Our pack grows stronger
Luckily, there’s a lot more to America than what passes for normal on Capitol Hill. And the Blue Dog pack is growing: Just this month, members of the DFL in the Minnesota State Senate formed their own Blue Dog Coalition.
As far as I know, it’s the first state-level Blue Dog organization. The most exciting thing about this development is that none of our members in Congress had anything to do with it. Just like us, it seems, the Minnesota Blue Dogs are an independent bunch who don’t ask for permission when they see a good idea on the table.
In the new Congress, the Blue Dogs will be co-chaired by Reps. Gluesenkamp Perez, Vicente Gonzalez of Texas, and Lou Correa of California. I’m eager to keep working with them not only on behalf of our districts, but to keep making space for others like us in Congress. To that end, I’m taking on a new, more political role with the Blue Dogs, and I’m excited to keep working to bring this storied caucus into the 21st century.
For our district and our families,
Thank you for again sharing your positions, and your justifications for them, regarding your representation of Maine's District 2 constituents.

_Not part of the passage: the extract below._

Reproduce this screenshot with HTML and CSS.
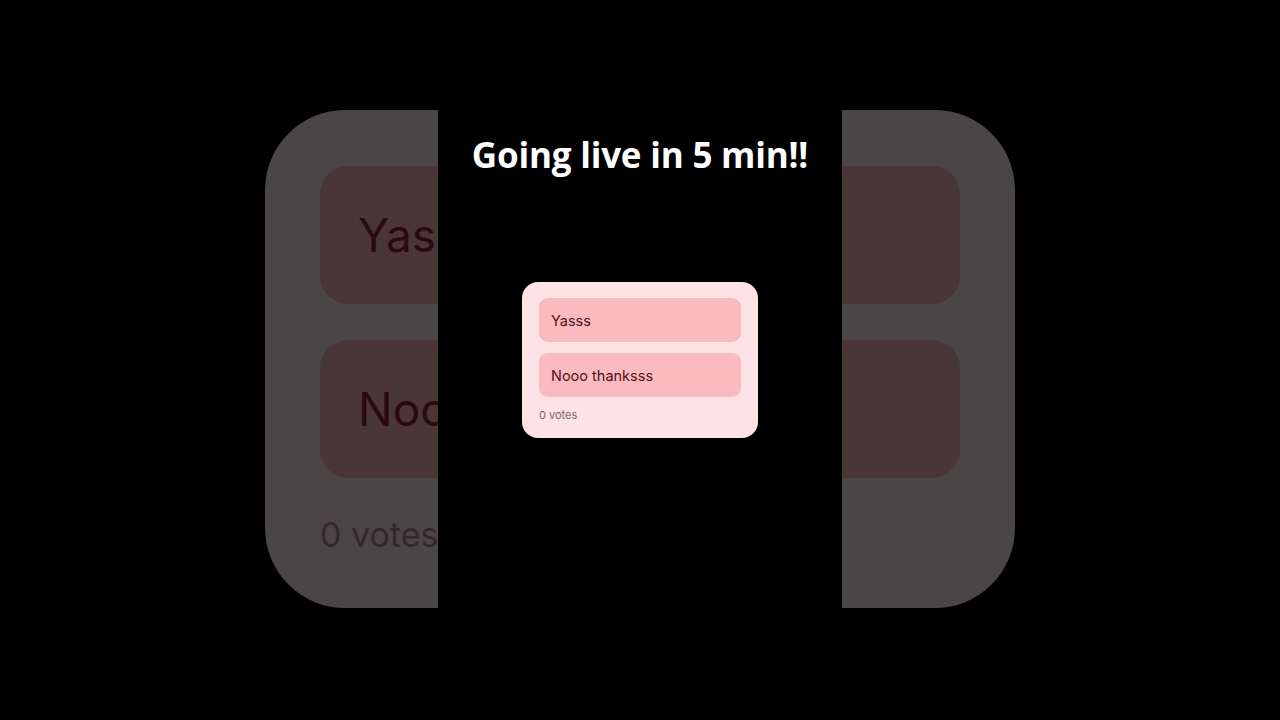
FILE: index.html
```html
<!DOCTYPE html>
<html>
<head>
<meta charset="utf-8">
<link rel="stylesheet" href="styles.css">
</head>
<body>
<div class="stage">
  <div class="backdrop">
    <div class="slice slice-left">
      <div class="bg-card">
        <div class="bg-option"><span class="bg-text">Yasss</span></div>
        <div class="bg-option"><span class="bg-text">Nooo thanksss</span></div>
        <div class="bg-votes"><span class="bg-text-votes">0 votes</span></div>
      </div>
    </div>
    <div class="gap"></div>
    <div class="slice slice-right">
      <div class="bg-card">
        <div class="bg-option"></div>
        <div class="bg-option"></div>
      </div>
    </div>
  </div>
  <div class="column">
    <h1 class="title">Going live in 5 min!!</h1>
    <div class="poll">
      <div class="option">Yasss</div>
      <div class="option">Nooo thanksss</div>
      <div class="votes">0 votes</div>
    </div>
  </div>
</div>
</body>
</html>
```
FILE: styles.css
```css
html, body {
  margin: 0;
  padding: 0;
  background: #000;
}
.stage {
  position: relative;
  width: 1280px;
  height: 720px;
  overflow: hidden;
  display: flex;
  justify-content: center;
  background: #000;
}
.backdrop {
  position: absolute;
  inset: 0;
  display: flex;
}
.slice {
  overflow: hidden;
  padding-top: 110px;
  height: 720px;
  box-sizing: border-box;
}
.slice-left {
  width: 438px;
  flex: none;
}
.gap {
  width: 404px;
  flex: none;
}
.slice-right {
  width: 438px;
  flex: none;
}
.slice-left .bg-card {
  margin-left: 265px;
}
.slice-right .bg-card {
  margin-left: -577px;
}
.bg-card {
  width: 750px;
  height: 498px;
  box-sizing: border-box;
  background: #4a4546;
  border-radius: 80px;
  padding: 56px 55px 0 55px;
  display: flex;
  flex-direction: column;
  gap: 36px;
  font-family: Inter, "Noto Sans", sans-serif;
}
.bg-option {
  height: 138px;
  flex: none;
  background: #4a3637;
  border-radius: 28px;
  display: flex;
  align-items: center;
  padding-left: 38px;
  color: #2a0a0e;
  font-size: 46px;
  white-space: nowrap;
}
.bg-text {
  display: block;
  max-width: 80px;
  overflow: hidden;
  white-space: nowrap;
}
.bg-votes {
  align-self: flex-start;
  color: #33282a;
  font-size: 34px;
  white-space: nowrap;
}
.bg-text-votes {
  display: block;
  max-width: 118px;
  overflow: hidden;
  white-space: nowrap;
}
.column {
  position: relative;
  width: 404px;
  height: 720px;
  background: #000;
  display: flex;
  flex-direction: column;
  align-items: center;
}
.title {
  margin: 131px 0 0 0;
  color: #fff;
  font-family: "Open Sans", sans-serif;
  font-weight: 700;
  font-size: 35px;
  line-height: 48px;
  letter-spacing: -0.2px;
}
.poll {
  margin-top: 103px;
  width: 236px;
  box-sizing: border-box;
  background: #fde3e5;
  border-radius: 16px;
  padding: 16px 17px 16px 17px;
  display: flex;
  flex-direction: column;
  gap: 11px;
  font-family: Inter, "Noto Sans", sans-serif;
}
.option {
  height: 44px;
  background: #f9bbc0;
  border-radius: 9px;
  display: flex;
  align-items: center;
  padding-left: 12px;
  color: #5a0c15;
  font-size: 14.5px;
}
.votes {
  color: #77676a;
  font-size: 11px;
  line-height: 14px;
}
```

I don't agree with you 100% of the time, but I have enormous respect for your thoughtfulness, transparency and integrity/independence; I feel grateful that you are representing me and look forward to your work with the Blue Dog coalition in the coming years. Hope you and your family have a relaxing (!!) and wonderful holiday. Hilary
Thank you for your leadership and quiet commonsense. We are fortunate to have you serving us. Your articulation of facts and reasoning is clear and appreciated by me.